With lots more driving we managed to see more mammals, amongst which 3 Ocelots, 3 Geoffroy’s Cats (2 new wild cat species for us!), Pale Titis (a very cute furry monkey), multiple Armadillo species and again Lowland Tapirs and a Giant Anteater. Forrest got thirsty from all that driving, but being in the middle of nowhere it’s hard to get (good) gasoline that is not mixed with kerosene (if Chile was the end of the world, the Paraguayan Chaco felt like the other end of the world, remember this blog?). Luckily we became friends with the only store owner in the whole region; Edgar. The store had everything for you, your car or your horse (however your way of transport) but unfortunately he ran out of gasoline. But for his new Dutch friends he made some calls and that’s how after a few hours we filled up our tank at a local farmer. As we didn’t have much Guaranís anymore and of course there was no machine to pay by card, Edgar was ok with just putting it on our tab (yes, we had a tab in Paraguay). In the end of the week we could even pay him in euros!

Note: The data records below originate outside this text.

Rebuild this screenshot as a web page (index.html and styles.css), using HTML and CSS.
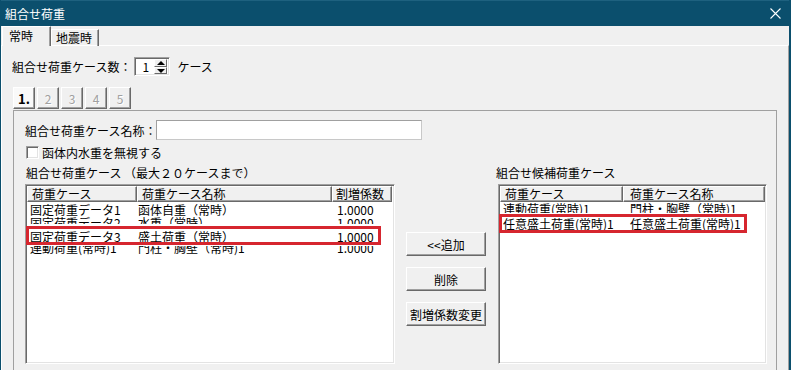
FILE: index.html
```html
<!DOCTYPE html>
<html lang="ja">
<head>
    <meta charset="UTF-8">
    <title>組合せ荷重</title>
    <link rel="stylesheet" href="styles.css">
</head>
<body>
    <div class="window">
        <div class="titlebar">
            <span class="title">組合せ荷重</span>
            <svg class="close" width="11" height="11" viewBox="0 0 11 11">
                <path d="M0.5 0.5 L10.5 10.5 M10.5 0.5 L0.5 10.5" stroke="#fff" stroke-width="1.1" fill="none"/>
            </svg>
        </div>

        <div class="client">
            <div class="tabs">
                <div class="tab active">常時</div>
                <div class="tab">地震時</div>
            </div>

            <div class="page">
                <div class="count-row">
                    <span>組合せ荷重ケース数：</span>
                    <div class="spin">
                        <span>1</span>
                        <div class="spin-btns">
                            <div class="spin-up"></div>
                            <div class="spin-down"></div>
                        </div>
                    </div>
                    <span class="unit">ケース</span>
                </div>

                <div class="subtabs">
                    <div class="subtab active">1.</div>
                    <div class="subtab">2</div>
                    <div class="subtab">3</div>
                    <div class="subtab">4</div>
                    <div class="subtab">5</div>
                </div>

                <div class="subpage">
                    <div class="name-row">
                        <span>組合せ荷重ケース名称：</span>
                        <div class="textbox"></div>
                    </div>

                    <div class="check-row">
                        <span class="checkbox"></span>
                        <span class="check-label">函体内水重を無視する</span>
                    </div>

                    <div class="lists">
                        <div class="left-col">
                            <div class="caption">組合せ荷重ケース （最大２０ケースまで）</div>
                            <div class="listview lv-left">
                                <div class="lv-head">
                                    <div class="c1">荷重ケース</div>
                                    <div class="c2">荷重ケース名称</div>
                                    <div class="c3">割増係数</div>
                                </div>
                                <div class="lv-body">
                                    <div class="lv-row r1">
                                        <div class="c1">固定荷重データ1</div>
                                        <div class="c2">函体自重（常時）</div>
                                        <div class="c3">1.0000</div>
                                    </div>
                                    <div class="lv-row r2">
                                        <div class="c1">固定荷重データ2</div>
                                        <div class="c2">水重（常時）</div>
                                        <div class="c3">1.0000</div>
                                    </div>
                                    <div class="lv-row r3">
                                        <div class="c1">固定荷重データ3</div>
                                        <div class="c2">盛土荷重（常時）</div>
                                        <div class="c3">1.0000</div>
                                    </div>
                                    <div class="lv-row r4">
                                        <div class="cells">
                                            <div class="c1">連動荷重(常時)1</div>
                                            <div class="c2">門柱・胸壁（常時)1</div>
                                            <div class="c3">1.0000</div>
                                        </div>
                                    </div>
                                </div>
                                <div class="mark mark-left"></div>
                            </div>
                        </div>

                        <div class="btn-col">
                            <button class="btn">&lt;&lt;追加</button>
                            <button class="btn">削除</button>
                            <button class="btn">割増係数変更</button>
                        </div>

                        <div class="right-col">
                            <div class="caption">組合せ候補荷重ケース</div>
                            <div class="listview lv-right">
                                <div class="lv-head">
                                    <div class="c1">荷重ケース</div>
                                    <div class="c2">荷重ケース名称</div>
                                </div>
                                <div class="lv-body">
                                    <div class="lv-row r1">
                                        <div class="c1">連動荷重(常時)1</div>
                                        <div class="c2">門柱・胸壁（常時)1</div>
                                    </div>
                                    <div class="lv-row r2">
                                        <div class="c1">任意盛土荷重(常時)1</div>
                                        <div class="c2">任意盛土荷重(常時)1</div>
                                    </div>
                                </div>
                                <div class="mark mark-right"></div>
                            </div>
                        </div>
                    </div>
                </div>
            </div>
        </div>
    </div>
</body>
</html>
```

FILE: styles.css
```css
body {
    margin: 0;
    font-family: "Noto Sans CJK JP", "Noto Sans", sans-serif;
    font-size: 12px;
    color: #000;
}

.window {
    width: 791px;
    height: 370px;
    overflow: hidden;
    box-sizing: border-box;
    padding: 0 2px 0 1px;
    background-color: #0b4f6d;
}

/* title bar */
.titlebar {
    height: 26px;
    box-sizing: border-box;
    border-top: 1px solid #1e617f;
    display: flex;
    align-items: center;
    justify-content: space-between;
    padding: 0 8px 1px 4px;
    color: #fff;
}

.title {
    font-size: 12px;
}

/* main tabs */
.client {
    height: 344px;
    background-color: #f0f0f0;
}

.tabs {
    display: flex;
    height: 19px;
    padding-left: 1px;
}

.tab {
    height: 16px;
    margin-top: 3px;
    padding: 0 6px 0 4px;
    line-height: 15px;
    border-top: 1px solid #fff;
    border-left: 1px solid #fff;
    border-right: 1px solid #696969;
    box-shadow: inset -1px 0 #a0a0a0;
}

.tab.active {
    position: relative;
    z-index: 1;
    height: 20px;
    margin-top: 0;
    padding: 0 17px 0 6px;
    line-height: 18px;
    box-sizing: border-box;
    background-color: #f0f0f0;
}

.page {
    height: 325px;
    box-sizing: border-box;
    border-top: 1px solid #fff;
    border-left: 1px solid #fff;
    border-right: 1px solid #a0a0a0;
    padding: 11px 0 0 10px;
}

/* case count */
.count-row {
    display: flex;
    align-items: center;
    height: 19px;
}

.spin {
    width: 36px;
    height: 19px;
    margin-left: 3px;
    box-sizing: border-box;
    border: 1px solid;
    border-color: #a0a0a0 #fff #fff #a0a0a0;
    box-shadow: inset 1px 1px #696969, inset -1px -1px #e3e3e3;
    background-color: #fff;
    display: flex;
    align-items: center;
    justify-content: space-between;
    padding: 0 2px 0 7px;
}

.spin-btns {
    width: 13px;
    height: 15px;
    display: flex;
    flex-direction: column;
}

.spin-up,
.spin-down {
    flex: 1;
    box-sizing: border-box;
    border: 1px solid;
    border-color: #fff #696969 #696969 #fff;
    background-color: #f0f0f0;
    position: relative;
}

.spin-up::after,
.spin-down::after {
    content: "";
    position: absolute;
    left: 2px;
    border-left: 4px solid transparent;
    border-right: 4px solid transparent;
}

.spin-up::after {
    top: 1px;
    border-bottom: 4px solid #000;
}

.spin-down::after {
    top: 1px;
    border-top: 4px solid #000;
}

.unit {
    margin-left: 7px;
}

/* sub tabs */
.subtabs {
    display: flex;
    align-items: flex-start;
    gap: 2px;
    height: 23px;
    margin: 11px 0 0 1px;
}

.subtab {
    width: 22px;
    height: 22px;
    box-sizing: border-box;
    border: 1px solid;
    border-color: #fff #696969 #696969 #fff;
    box-shadow: inset -1px -1px #a0a0a0;
    display: flex;
    align-items: center;
    justify-content: center;
    color: #a0a0a0;
    text-shadow: 1px 1px #fff;
}

.subtab.active {
    color: #000;
    font-weight: bold;
    font-size: 13px;
    text-shadow: none;
    background-color: #f9f9f9;
}

.subpage {
    width: 764px;
    height: 270px;
    margin-left: 1px;
    box-sizing: border-box;
    border: 1px solid #a0a0a0;
    border-bottom: none;
    padding: 9px 0 0 11px;
}

.name-row {
    display: flex;
    align-items: center;
    height: 20px;
}

.textbox {
    width: 266px;
    height: 20px;
    box-sizing: border-box;
    border: 1px solid #a0a0a0;
    border-right-color: #c8c8c8;
    border-bottom-color: #c8c8c8;
    background-color: #fff;
}

.check-row {
    display: flex;
    align-items: center;
    height: 13px;
    margin-top: 6px;
}

.checkbox {
    width: 13px;
    height: 13px;
    margin-left: 1px;
    box-sizing: border-box;
    border: 1px solid;
    border-color: #a0a0a0 #fff #fff #a0a0a0;
    box-shadow: inset 1px 1px #696969, inset -1px -1px #e3e3e3;
    background-color: #fff;
}

.check-label {
    margin-left: 3px;
}

/* lists */
.lists {
    display: flex;
    margin-top: 7px;
}

.left-col {
    width: 370px;
}

.right-col {
    width: 271px;
    margin-left: 10px;
}

.caption {
    height: 14px;
    line-height: 14px;
    margin: 0 0 4px 1px;
    white-space: nowrap;
}

.right-col .caption {
    margin-left: 0;
}

.listview {
    position: relative;
    height: 180px;
    box-sizing: border-box;
    border: 1px solid;
    border-color: #a0a0a0 #fff #fff #a0a0a0;
    box-shadow: inset 1px 1px #696969, inset -1px -1px #e3e3e3;
    background-color: #fff;
    padding: 1px;
}

.lv-right {
    width: 269px;
    margin-left: 2px;
}

.lv-head {
    display: flex;
    height: 16px;
}

.lv-head div {
    box-sizing: border-box;
    height: 16px;
    line-height: 14px;
    padding-left: 4px;
    border-top: 1px solid #fff;
    border-left: 1px solid #fff;
    border-right: 1px solid #696969;
    border-bottom: 1px solid #696969;
    box-shadow: inset -1px -1px #a0a0a0;
    background-color: #f0f0f0;
    white-space: nowrap;
    overflow: hidden;
}

.lv-left .c1 { width: 110px; }
.lv-left .c2 { width: 195px; }
.lv-left .c3 { width: 60px; }
.lv-right .c1 { width: 123px; }
.lv-right .c2 { width: 142px; }

.lv-left .lv-head .c3 { padding-left: 3px; }
.lv-right .lv-head .c2 { padding-left: 6px; }

.lv-row,
.lv-row .cells {
    display: flex;
    line-height: 13px;
    white-space: nowrap;
}

.lv-row {
    height: 13px;
    overflow: hidden;
}

.lv-row div div,
.lv-row > div {
    box-sizing: border-box;
}

.lv-row .c1 { padding-left: 3px; }
.lv-left .lv-row .c2 { padding-left: 1px; }
.lv-left .lv-row .c3 { padding-left: 5px; }
.lv-right .lv-row .c2 { padding-left: 7px; }

/* rows drawn over each other, as in the original control */
.lv-left .lv-body { padding-top: 1px; }
.lv-left .r2 { height: 8px; }
.lv-left .r3 { height: 22px; padding-top: 6px; box-sizing: border-box; }
.lv-left .r4 { height: 10px; }
.lv-left .r4 .cells { margin-top: -5px; }

.lv-right .r1 { height: 11px; }
.lv-right .r2 { height: 21px; padding-top: 4px; box-sizing: border-box; }

/* red highlight boxes */
.mark {
    position: absolute;
    box-sizing: border-box;
    border: 3px solid #d6262f;
}

.mark-left {
    left: 0;
    top: 41px;
    width: 355px;
    height: 19px;
}

.mark-right {
    left: 0;
    top: 29px;
    width: 248px;
    height: 19px;
}

/* buttons */
.btn-col {
    width: 80px;
    margin-left: 11px;
    padding-top: 66px;
    display: flex;
    flex-direction: column;
    gap: 11px;
}

.btn {
    height: 24px;
    padding: 0;
    box-sizing: border-box;
    border: 1px solid;
    border-color: #fff #696969 #696969 #fff;
    box-shadow: inset -1px -1px #a0a0a0;
    background-color: #f0f0f0;
    font: inherit;
    color: #000;
}
```
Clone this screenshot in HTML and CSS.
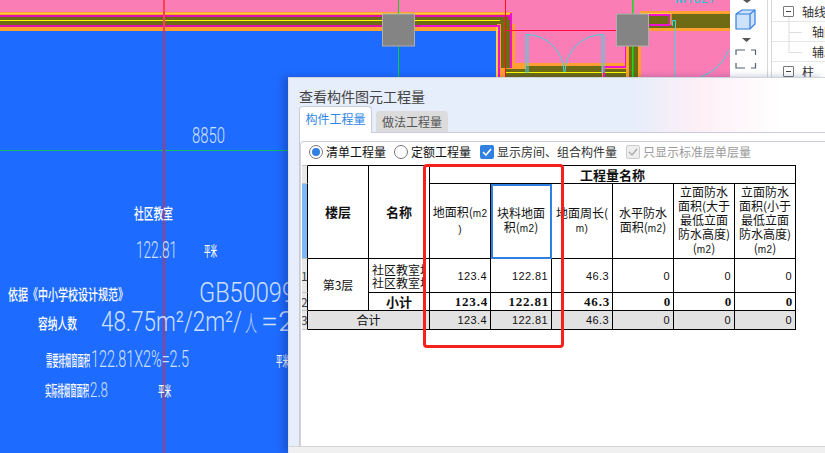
FILE: index.html
```html
<!DOCTYPE html>
<html lang="zh">
<head>
<meta charset="utf-8">
<title>查看构件图元工程量</title>
<link rel="stylesheet" href="styles.css">
</head>
<body>
<div class="app">
  <svg class="drawing" width="730" height="453" viewBox="0 0 730 453">
    <rect width="730" height="453" fill="#fa7db5"/>
    <rect y="30" width="498" height="423" fill="#1e6bff"/>
    <!-- top wall -->
    <rect y="12" width="512" height="19" fill="#ffa030"/>
    <rect y="13" width="510" height="1" fill="#ffd040"/>
    <rect y="15" width="512" height="12" fill="#e010b0"/>
    <rect y="17" width="508" height="8" fill="#6e6b14"/>
    <rect y="20" width="500" height="1" fill="#ffff00"/>
    <!-- right leg of the wall -->
    <rect x="497" y="24" width="18" height="53" fill="#ffa030"/>
    <rect x="501" y="20" width="10" height="48" fill="#6e6b14"/>
    <rect x="496" y="25" width="2" height="52" fill="#ffd040"/>
    <path d="M420 26H499V77" fill="none" stroke="#f010d0" stroke-width="2"/>
    <path d="M510 14H511V67H525V77" fill="none" stroke="#f010d0" stroke-width="2"/>
    <!-- bottom wall under doors -->
    <rect x="512" y="63" width="116" height="14" fill="#ffa030"/>
    <rect x="526" y="66" width="76" height="11" fill="#6e6b14"/>
    <rect x="505" y="69" width="21" height="8" fill="#6e6b14"/>
    <rect x="604" y="69" width="23" height="8" fill="#6e6b14"/>
    <rect x="505" y="72" width="125" height="1" fill="#ffff00"/>
    <path d="M604 77V67H626V46" fill="none" stroke="#f010d0" stroke-width="2"/>
    <rect x="627" y="46" width="13" height="31" fill="#6e6b14"/>
    <rect x="626" y="46" width="3" height="31" fill="#ffa030"/>
    <rect x="638" y="46" width="3" height="31" fill="#ffa030"/>
    <!-- right wall -->
    <rect x="640" y="11" width="90" height="20" fill="#ffa030"/>
    <rect x="640" y="14" width="90" height="14" fill="#6e6b14"/>
    <path d="M640 15H670V25H640" fill="none" stroke="#f010d0" stroke-width="2"/>
    <path d="M640 13.500H671V25" fill="none" stroke="#ffd040" stroke-width="1"/>
    <!-- doors -->
    <g fill="none" stroke="#40d8e0" stroke-width="1">
      <path d="M526 34.500V73M528 34.500V73M526 34.500A38 38 0 0 1 564 72"/>
      <path d="M602 34.500V73M604 34.500V73M603 34.500A38 38 0 0 0 565 72"/>
      <path d="M672.500 20.500H675.500V77M672.500 20.500V26"/>
      <path d="M729 50A50 50 0 0 1 701 77"/>
    </g>
    <text class="cyan-label" x="675" y="3" textLength="40" lengthAdjust="spacingAndGlyphs">M1021</text>
    <!-- axes -->
    <rect x="398" width="1" height="77" fill="#10d020"/>
    <rect x="632" width="1.500" height="77" fill="#10e020"/>
    <rect y="150" width="288" height="1" fill="#10c060"/>
    <rect x="505" width="1" height="77" fill="#ff1020"/>
    <rect x="505" y="30" width="112" height="1" fill="#ff1040"/>
    <rect x="163" y="0" width="2" height="31" fill="#ff4050"/>
    <rect x="163" y="31" width="2" height="422" fill="#a83c78"/>
    <!-- columns -->
    <rect class="column" x="382.500" y="14" width="32" height="32"/>
    <rect class="column" x="616.500" y="14" width="32" height="32"/>
    <!-- annotation text -->
    <text class="thin" font-size="22" x="192" y="143" textLength="33" lengthAdjust="spacingAndGlyphs">8850</text>
    <text class="note" font-size="15" x="134" y="219" textLength="39" lengthAdjust="spacingAndGlyphs">社区教室</text>
    <text class="thin" font-size="23" x="136" y="258" textLength="41" lengthAdjust="spacingAndGlyphs">122.81</text>
    <text class="note" font-size="14" x="204" y="256" textLength="13" lengthAdjust="spacingAndGlyphs">平米</text>
    <text class="note" font-size="15" x="8" y="300" textLength="120" lengthAdjust="spacingAndGlyphs">依据《中小学校设计规范》</text>
    <text class="thin" font-size="28" x="199" y="302" textLength="96" lengthAdjust="spacingAndGlyphs">GB50099</text>
    <text class="note" font-size="15" x="38" y="329" textLength="39" lengthAdjust="spacingAndGlyphs">容纳人数</text>
    <text class="thin" font-size="28" x="101" y="331" textLength="141" lengthAdjust="spacingAndGlyphs">48.75m²/2m²/</text>
    <text class="thin" font-size="22" x="245" y="331" textLength="12" lengthAdjust="spacingAndGlyphs">人</text>
    <text class="thin" font-size="28" x="261" y="331" textLength="34" lengthAdjust="spacingAndGlyphs">=2</text>
    <text class="note" font-size="15" x="46" y="366" textLength="44" lengthAdjust="spacingAndGlyphs">需要排烟窗面积</text>
    <text class="thin" font-size="23" x="91" y="367" textLength="98" lengthAdjust="spacingAndGlyphs">122.81X2%=2.5</text>
    <text class="note" font-size="14" x="276" y="366" textLength="13" lengthAdjust="spacingAndGlyphs">平米</text>
    <text class="note" font-size="15" x="45" y="396" textLength="44" lengthAdjust="spacingAndGlyphs">实际排烟窗面积</text>
    <text class="thin" font-size="20" x="90" y="397" textLength="18" lengthAdjust="spacingAndGlyphs">2.8</text>
    <text class="note" font-size="14" x="158" y="396" textLength="13" lengthAdjust="spacingAndGlyphs">平米</text>
  </svg>

  <div class="toolbar">
    <svg class="tool-svg" width="37" height="77" viewBox="0 0 37 77">
      <path d="M13 0H21L17 3Z" fill="#555"/>
      <path d="M6 14L12 10H25V24L20 29H6Z" fill="#cfe2fb" stroke="#2f80e0" stroke-width="1.200"/>
      <path d="M6 14H20V29M20 14L25 10" fill="none" stroke="#2f80e0" stroke-width="1.200"/>
      <path d="M12 38H21L16.500 42Z" fill="#555"/>
      <path d="M6 55V50H15M21 50H25.500V55M25.500 63V68H21M15 68H6V63" fill="none" stroke="#556070" stroke-width="1.200"/>
    </svg>
  </div>

  <div class="tree">
    <svg class="tree-lines" width="30" height="60" viewBox="0 0 30 60">
      <path d="M17 17V52.500H36M17 32.500H36" fill="none" stroke="#ddd"/>
    </svg>
    <div class="tree-row"><span class="minus"></span><span class="tree-label">轴线</span></div>
    <div class="tree-row tree-child"><span class="tree-label">轴网</span></div>
    <div class="tree-row tree-child"><span class="tree-label">辅助轴线</span></div>
    <div class="tree-row"><span class="minus"></span><span class="tree-label">柱</span></div>
  </div>
</div>

<section class="dialog">
  <h1 class="dialog-title">查看构件图元工程量</h1>
  <div class="tabs">
    <div class="tab tab-active">构件工程量</div>
    <div class="tab">做法工程量</div>
  </div>
  <div class="panel">
    <div class="inner">
      <div class="options">
        <label class="option opt-radio1"><span class="radio radio-on"></span>清单工程量</label>
        <label class="option opt-radio2"><span class="radio"></span>定额工程量</label>
        <label class="option opt-check1"><span class="check"><svg width="14" height="14" viewBox="0 0 14 14"><path d="M3 7L6 10L11 4" fill="none" stroke="#fff" stroke-width="1.600"/></svg></span>显示房间、组合构件量</label>
        <label class="option option-off"><span class="check check-off"><svg width="14" height="14" viewBox="0 0 14 14"><path d="M3 7L6 10L11 4" fill="none" stroke="#aaa" stroke-width="1.400"/></svg></span>只显示标准层单层量</label>
      </div>
      <table class="grid">
        <colgroup>
          <col class="c-head"><col class="c"><col class="c"><col class="c"><col class="c"><col class="c"><col class="c"><col class="c"><col class="c">
        </colgroup>
        <tbody>
          <tr class="r-top">
            <td class="rowhead"></td>
            <th rowspan="2" class="bold13">楼层</th>
            <th rowspan="2" class="bold13">名称</th>
            <th colspan="6" class="bold13">工程量名称</th>
          </tr>
          <tr class="r-head">
            <td class="rowhead rowhead-sel"></td>
            <th class="hd">地面积(<span class="lat">m2</span><br><span class="lat">)</span></th>
            <th class="hd sel">块料地面<br>积(<span class="lat">m2</span>)</th>
            <th class="hd">地面周长(<br><span class="lat">m)</span></th>
            <th class="hd">水平防水<br>面积(<span class="lat">m2</span>)</th>
            <th class="hd">立面防水<br>面积(大于<br>最低立面<br>防水高度)<br>(<span class="lat">m2</span>)</th>
            <th class="hd">立面防水<br>面积(小于<br>最低立面<br>防水高度)<br>(<span class="lat">m2</span>)</th>
          </tr>
          <tr class="r-data">
            <td class="rowhead">1</td>
            <td rowspan="2" class="center">第3层</td>
            <td class="name"><div class="clip">社区教室地面<br>社区教室块料</div></td>
            <td class="num">123.4</td><td class="num">122.81</td><td class="num">46.3</td><td class="num">0</td><td class="num">0</td><td class="num">0</td>
          </tr>
          <tr class="r-sub">
            <td class="rowhead">2</td>
            <td class="center bold13">小计</td>
            <td class="num b">123.4</td><td class="num b">122.81</td><td class="num b">46.3</td><td class="num b">0</td><td class="num b">0</td><td class="num b">0</td>
          </tr>
          <tr class="r-total">
            <td class="rowhead">3</td>
            <td colspan="2" class="center">合计</td>
            <td class="num">123.4</td><td class="num">122.81</td><td class="num">46.3</td><td class="num">0</td><td class="num">0</td><td class="num">0</td>
          </tr>
        </tbody>
      </table>
    </div>
  </div>
  <div class="dialog-foot"></div>
</section>
<div class="redmark"></div>
</body>
</html>
```

FILE: styles.css
```css
* { box-sizing: border-box; }
html, body { margin: 0; padding: 0; }
body {
  width: 825px;
  height: 453px;
  overflow: hidden;
  position: relative;
  background: #fff;
  font-family: "Noto Sans CJK SC", "Noto Sans", sans-serif;
  color: #111;
}
.app { display: flex; width: 825px; height: 453px; }
.drawing { display: block; flex: 0 0 730px; }
.thin {
  font-family: "Roboto", "Noto Sans CJK SC", sans-serif;
  font-weight: 300;
  fill: #cfe0ff;
}
.note {
  font-family: "Noto Sans CJK SC", sans-serif;
  font-weight: 500;
  fill: #fff;
}
.cyan-label { font-family: "Roboto", sans-serif; font-size: 13px; fill: #20c8d8; }
.column { fill: #848484; stroke: #aeaeae; stroke-width: 1; }

.toolbar { flex: 0 0 37px; background: #fff; border-right: 1px solid #d8d8d8; }
.tool-svg { display: block; }
.tree { flex: 1; position: relative; border-left: 1px solid #d8d8d8; margin-left: 3px; font-size: 12px; padding-top: 2px; }
.tree-lines { position: absolute; left: 0; top: 0; }
.tree-row { display: flex; align-items: center; height: 20px; padding-left: 11px; border-bottom: 1px solid #e6e6e6; }
.tree-child { padding-left: 40px; }
.tree-label { white-space: nowrap; color: #333; }
.minus {
  width: 11px; height: 11px; margin-right: 8px;
  border: 1px solid #777; border-radius: 1px; background: #fff;
  display: flex; align-items: center; justify-content: center;
  position: relative;
}
.minus::after { content: ""; width: 5px; height: 1px; background: #444; }

.dialog {
  position: absolute;
  left: 288px; top: 77px; right: 0; bottom: 0;
  padding: 9px 0 0 10px;
  display: flex;
  flex-direction: column;
  border-top: 1px solid #cfd3dc;
  border-left: 1px solid #dbe0ec;
  background: linear-gradient(90deg, #e6edfb 0%, #e6eefb 64%, #fdeff6 76%, #ffffff 92%);
  box-shadow: -5px 0 7px rgba(10, 30, 90, .28);
}
.dialog-title { margin: 0; font-size: 14px; line-height: 18px; font-weight: 400; color: #444; }
.tabs { display: flex; gap: 4px; align-items: flex-end; height: 27px; position: relative; z-index: 1; }
.tab {
  width: 72px; height: 21px;
  font-size: 12px; line-height: 21px; text-align: center;
  color: #555; background: #dcdcdc;
  border-radius: 4px 4px 0 0;
}
.tab-active {
  width: 73px;
  height: 27px; line-height: 24px; margin-bottom: -1px;
  color: #2f86e6; background: #fff;
  border: 1px solid #c9ccd6; border-bottom: 0;
}
.panel {
  flex: 1;
  background: #fff;
  border-top: 1px solid #c9ccd6;
  border-left: 1px solid #c9ccd6;
  padding: 8px 0 0 0;
  min-height: 0;
}
.inner {
  height: 100%;
  border-top: 1px solid #c9ccd6;
  border-left: 1px solid #d4d4d8;
  border-top-left-radius: 4px;
}
.options { display: flex; align-items: center; height: 23px; font-size: 12px; padding: 0 0 4px 8px; }
.option { display: flex; align-items: center; white-space: nowrap; color: #111; }
.opt-radio1 { width: 85px; }
.opt-radio2 { width: 86px; }
.opt-check1 { width: 146px; color: #333; }
.option-off { color: #9a9a9a; }
.radio { width: 14px; height: 14px; margin-right: 3px; border-radius: 50%; border: 1px solid #777; background: #fff; position: relative; flex: none; }
.radio-on::after { content: ""; position: absolute; left: 2px; top: 2px; width: 8px; height: 8px; border-radius: 50%; background: #2f80e0; }
.check { width: 14px; height: 14px; margin-right: 3px; border-radius: 2px; background: #2f80e0; flex: none; display: block; }
.check svg { display: block; }
.check-off { background: #eee; border: 1px solid #ccc; }
.check-off svg { margin: -1px; }

.grid {
  table-layout: fixed;
  border-collapse: separate;
  border-spacing: 0;
  width: 494px;
  margin-left: 1px;
  font-size: 12px;
  line-height: 14px;
  color: #111;
}
.c-head { width: 6px; }
.c { width: 61px; }
.grid th, .grid td {
  padding: 0;
  border-right: 1px solid #000;
  border-bottom: 1px solid #000;
  overflow: hidden;
}
.r-top th { border-top: 1px solid #000; }
.r-top { height: 19px; }
.r-head { height: 75px; }
.r-data { height: 34px; }
.r-sub { height: 18px; }
.r-total { height: 19px; }
.grid th { font-weight: 400; text-align: center; }
.grid th.bold13, .grid td.bold13 { font-weight: 700; font-size: 13px; }
.hd { line-height: 14px; }
.lat { font-family: "Liberation Sans", sans-serif; font-size: 10px; letter-spacing: .3px; }
.grid .rowhead {
  background: #e8e8e8;
  border-right: 1px solid #000;
  border-bottom: 1px solid #c4c4c4;
  font-size: 12px;
  text-align: left;
  color: #444;
  white-space: nowrap;
  text-indent: -1px;
}
.r-top .rowhead { border-top: 1px solid #c4c4c4; }
.grid .rowhead-sel { background: #7fb8f8; }
.grid .sel { outline: 2px solid #2f80e0; outline-offset: -2px; }
.center { text-align: center; }
.num {
  text-align: right;
  font-family: "Liberation Sans", sans-serif;
  font-size: 11px;
  letter-spacing: .4px;
  padding-right: 3px !important;
}
.num.b { font-family: "Liberation Serif", serif; font-weight: 700; font-size: 13px; letter-spacing: .8px; padding-right: 2px !important; }
.name { padding-left: 3px !important; line-height: 13px; }
.clip { width: 53px; overflow: hidden; white-space: nowrap; line-height: 13px; }
.r-total td { background: #e2e2e2; }

.dialog-foot { flex: 0 0 7px; margin-left: -10px; background: #f0f0f0; border-top: 1px solid #d4d4d4; }
.redmark {
  position: absolute;
  left: 423px; top: 164px;
  width: 141px; height: 184px;
  border: 3px solid #f6201c;
  border-radius: 4px;
}
```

That driving was bound to give us a pinched tire, and again Edgar came to the rescue with a tire fixing set, and of course he called somebody to fix it for us. Glad he did, because only one day later we got another tire pinched. This time not by a thorn, but be a piece of wood big enough to make a decent campfire. Luckily we were able to change it for our spare, but we had to alter our plans now that we didn’t have a spare wheel anymore. Back in the bigger city Filadelfia we got our tire fixed for free and our piece of wood wouldn’t have stood out on the wall of ‘objects that punctured tires’. And while we were in the city anyways, we were also able to fix our awning that broke off while driving on the bumpy Chaco roads. Just get some new hooks you would think? Nop. The first store had bolts and nuts the right size, another shop 1km further had metal strips that they could cut the right size and the third store was able to bend them at the right angle and drill holes in there. Oh, the joys of travelling.